Instruction =>
Leaving the pictures out, print the lines from the first line of the listing through the line containing "import React from", exactly as they read, and no others.

Supplied material =>
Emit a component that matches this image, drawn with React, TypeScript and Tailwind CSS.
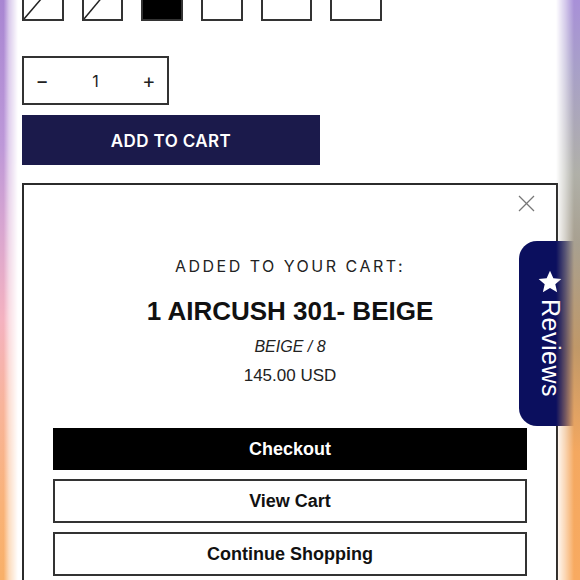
import React from "react";

function Swatch({ label, w, selected, sold }: { label: string; w: string; selected?: boolean; sold?: boolean }) {
  return (
    <div
      className={`relative ${w} h-[56px] border-2 border-[#333] flex items-end justify-center pb-[16px] text-[15px] leading-[18px] ${
        selected ? "bg-black text-white" : "bg-white text-[#222]"
      }`}
    >
      <span>{label}</span>
      {sold && (
        <svg className="absolute inset-0 w-full h-full" viewBox="0 0 40 56" preserveAspectRatio="none">
          <line x1="0" y1="56" x2="40" y2="8" stroke="#222" strokeWidth="1.6" />
        </svg>
      )}
    </div>
  );
}

export default function App() {
  return (
    <div className="relative w-[580px] h-[580px] overflow-hidden bg-white font-['Liberation_Sans',Arial,sans-serif] text-black">
      <div className="px-[22px]">
        {/* swatches */}
        <div className="flex gap-[18px] mt-[-35px]">
          <Swatch label="6" w="w-[42px]" sold />
          <Swatch label="7" w="w-[41px]" sold />
          <Swatch label="8" w="w-[42px]" selected />
          <Swatch label="9" w="w-[42px]" />
          <Swatch label="10" w="w-[51px]" />
          <Swatch label="11" w="w-[52px]" />
        </div>

        {/* quantity */}
        <div className="mt-[35px] w-[147px] h-[49px] border-2 border-[#333] flex items-center justify-between px-[10px] font-['Inter',sans-serif] text-[#222]">
          <span className="text-[20px] leading-none w-[16px] text-center">−</span>
          <span className="text-[16px] leading-none">1</span>
          <span className="text-[20px] leading-none w-[16px] text-center">+</span>
        </div>

        {/* add to cart */}
        <div className="mt-[10px] w-[298px] h-[50px] bg-[#1b1a4b] flex items-center justify-center pt-[3px] text-white font-['Inter',sans-serif] font-semibold text-[17px] tracking-[0.4px]">
          ADD TO CART
        </div>

        {/* modal */}
        <div className="relative mt-[18px] w-[536px] h-[420px] border-2 border-[#2b2b2b] bg-white px-[29px]">
          <svg className="absolute right-[21px] top-[10px] w-[17px] h-[17px]" viewBox="0 0 17 17">
            <line x1="1" y1="1" x2="16" y2="16" stroke="#777" strokeWidth="1.2" />
            <line x1="16" y1="1" x2="1" y2="16" stroke="#777" strokeWidth="1.2" />
          </svg>
          <div className="pt-[71px] flex flex-col items-center">
            <div className="font-['Inter',sans-serif] text-[16px] tracking-[2.5px] text-[#222] leading-[20px]">
              ADDED TO YOUR CART:
            </div>
            <div className="mt-[21px] text-[26px] font-bold leading-[28px] text-[#111]">
              1 AIRCUSH 301- BEIGE
            </div>
            <div className="mt-[12px] text-[16px] italic leading-[20px] text-[#222]">BEIGE / 8</div>
            <div className="mt-[9px] text-[17px] leading-[20px] text-[#222]">145.00 USD</div>
          </div>
          <div className="mt-[42px] flex flex-col gap-[9px]">
            <div className="h-[42px] bg-black flex items-center justify-center text-white font-bold text-[18px]">
              Checkout
            </div>
            <div className="h-[44px] border-2 border-[#333] flex items-center justify-center font-bold text-[18px] text-[#111]">
              View Cart
            </div>
            <div className="h-[44px] border-2 border-[#333] flex items-center justify-center font-bold text-[18px] text-[#111]">
              Continue Shopping
            </div>
          </div>
        </div>
      </div>

      {/* reviews tab */}
      <div className="absolute left-[519px] top-[241px] w-[70px] h-[185px] bg-[#0b0f5e] rounded-l-[18px] flex flex-col items-center pt-[28px] pr-[8px] text-white">
        <svg className="w-[26px] h-[26px]" viewBox="0 0 24 24">
          <path d="M12 1.5l3.1 7.1 7.4.6-5.6 4.9 1.7 7.4L12 17.6l-6.6 3.9 1.7-7.4L1.5 9.2l7.4-.6z" fill="white" />
        </svg>
        <div className="mt-[4px] [writing-mode:vertical-rl] text-[25px] leading-none tracking-[0.5px]">Reviews</div>
      </div>

      {/* edge glows */}
      <div className="pointer-events-none absolute left-0 top-0 h-full w-[18px] bg-[linear-gradient(to_bottom,#a886d2_0%,#bd98d8_25%,#d9a6d0_40%,#f4b2c0_55%,#f8b49a_70%,#f9b276_88%,#f8b068_100%)] [mask-image:linear-gradient(to_right,black_20%,rgba(0,0,0,0.45)_50%,transparent_100%)]" />
      <div className="pointer-events-none absolute right-0 top-0 h-full w-[24px] bg-[linear-gradient(to_bottom,#a890d8_0%,#a8a0c8_12%,#b0b0a8_30%,#a8a090_42%,#c09868_60%,#f4a860_78%,#f8aa60_100%)] [mask-image:linear-gradient(to_left,black_25%,rgba(0,0,0,0.5)_60%,transparent_100%)]" />
    </div>
  );
}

Result of this exercise =>
Emit a component that matches this image, drawn with React, TypeScript and Tailwind CSS.
import React from "react";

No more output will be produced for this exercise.